Canal boat trips win the hearts of countless holiday-makers every year by offering the best of both worlds – all the comforts of a cosy home-away-from-home combined with that 'on the road' excitement of exploring pastures new.
Even beginners will find they learn the ropes quickly (if you need a hand, check out our guide to hiring a canal boat) and that it doesn't take long before you are manning your own boat.
Sedately floating along an intricate network of glittering waterways, wending your way through rolling green hills, chocolate box villages and patchwork fields, you can absorb all the tranquility of nature and leave the concerns of everyday life behind.
So, where are the top destinations for your canal boat holiday? We have picked a few of our favourites to share:
This stunning part of Britain is renowned for being the country's largest protected wetland, enticing over seven million visitors to its banks every year. Nature lovers come to marvel at the abundance of wildlife such as otters, voles, butterflies and deer, as well as the rare and beautiful plants of the region.
The idyllic waterways offer glorious scenery with quaint villages and market towns to visit en route, plus a handy collection of convenient moorings means you can dine at a waterside pub should it take your fancy or stretch your legs with a country walk.
Kennet and Avon Canal
This notoriously lovely selection of waterways spiderwebs the countryside between Bristol and Reading, taking in endlessly charming countryside scenes and running through vibrant cities, picturesque villages and bustling market towns on a tour of the south west of England.
Highlights include the magnificent Georgian architecture of Bath, the undulating hills and farmland of Wiltshire, the floating harbour of Bristol and the Dundas Aqueduct.
Canal du Midi
Explore the delights of the French countryside with a canal boat holiday along the Canal du Midi, a UNESCO World Heritage Site which meanders its way through some of the most picturesque destinations in southern France.
Expect fortified towns of gleaming white stone, solitary monasteries and quirky medieval villages, brimming with rural charm. Additionally, those who love to be beside the seaside will be happy to hear your canal boat can take you all the way to the cornflower blue of the Mediterranean where you can visit the beaches and dine on sumptuous seafood to your heart's content.

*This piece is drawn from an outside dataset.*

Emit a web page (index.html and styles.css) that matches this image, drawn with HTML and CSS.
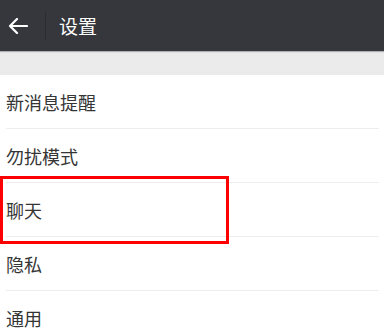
FILE: index.html
```html
<!DOCTYPE html>
<html lang="zh-CN">
<head>
<meta charset="utf-8">
<title>设置</title>
<link rel="stylesheet" href="styles.css">
</head>
<body>
<header class="topbar">
  <div class="back">
    <svg width="20" height="16" viewBox="0 0 20 16" class="back-icon">
      <path d="M19 8 H2 M9 1 L2 8 L9 15" fill="none" stroke="#fff" stroke-width="2.2" stroke-linecap="round" stroke-linejoin="round"/>
    </svg>
  </div>
  <div class="sep"></div>
  <div class="title">设置</div>
</header>
<div class="band"></div>
<ul class="list">
  <li class="item">新消息提醒</li>
  <li class="item">勿扰模式</li>
  <li class="item">聊天<span class="highlight"></span></li>
  <li class="item">隐私</li>
  <li class="item">通用</li>
</ul>
</body>
</html>
```
FILE: styles.css
```css
html, body {
  margin: 0;
  padding: 0;
  background: #fff;
  font-family: "Noto Sans CJK SC", "Noto Sans", sans-serif;
  overflow: hidden;
}
.topbar {
  height: 51px;
  background: #36373c;
  display: flex;
  align-items: center;
  box-shadow: 0 1px 1px rgba(0,0,0,0.25);
  position: relative;
  z-index: 1;
}
.back {
  width: 45px;
  height: 51px;
  display: flex;
  align-items: center;
  padding-left: 8px;
  box-sizing: border-box;
}
.back-icon {
  display: block;
}
.sep {
  width: 1px;
  height: 27px;
  background: #2b2c30;
}
.title {
  margin-left: 13px;
  color: #fff;
  font-size: 19px;
  line-height: 1;
}
.band {
  height: 24px;
  background: #ebebeb;
}
.list {
  list-style: none;
  margin: 0;
  padding: 0;
}
.item {
  position: relative;
  margin: 0 5px 0 6px;
  height: 53px;
  border-bottom: 1px solid #ededed;
  display: flex;
  align-items: center;
  font-size: 18px;
  color: #353535;
}
.highlight {
  position: absolute;
  left: -6px;
  top: -7px;
  width: 229px;
  height: 68px;
  border: 3px solid #ff0000;
  box-sizing: border-box;
}
```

The 78 mile long Oxford Canal links historic Oxford with Coventry in the centre of England and is commonly thought to be one of the prettiest canal routes in the country.
Free from large-scale development, this region offers a unique glimpse into the past with traditional villages and pubs boasting architecture that dates back to the 18th century. We love the postcard perfect village of Thrupp where you can indulge in a leisurely lunch or sample a selection of real ales at the waterside pub.
From the famous Pontcysyllte Aqueduct (pictured) to the staircase locks at Grindley Brook, this 90-mile canal route in Wales offers a host of breathtaking sights.
For a short break, opt for the gentler 30 mile long canal section between Llangollen and Whitchurch which includes only 2 locks.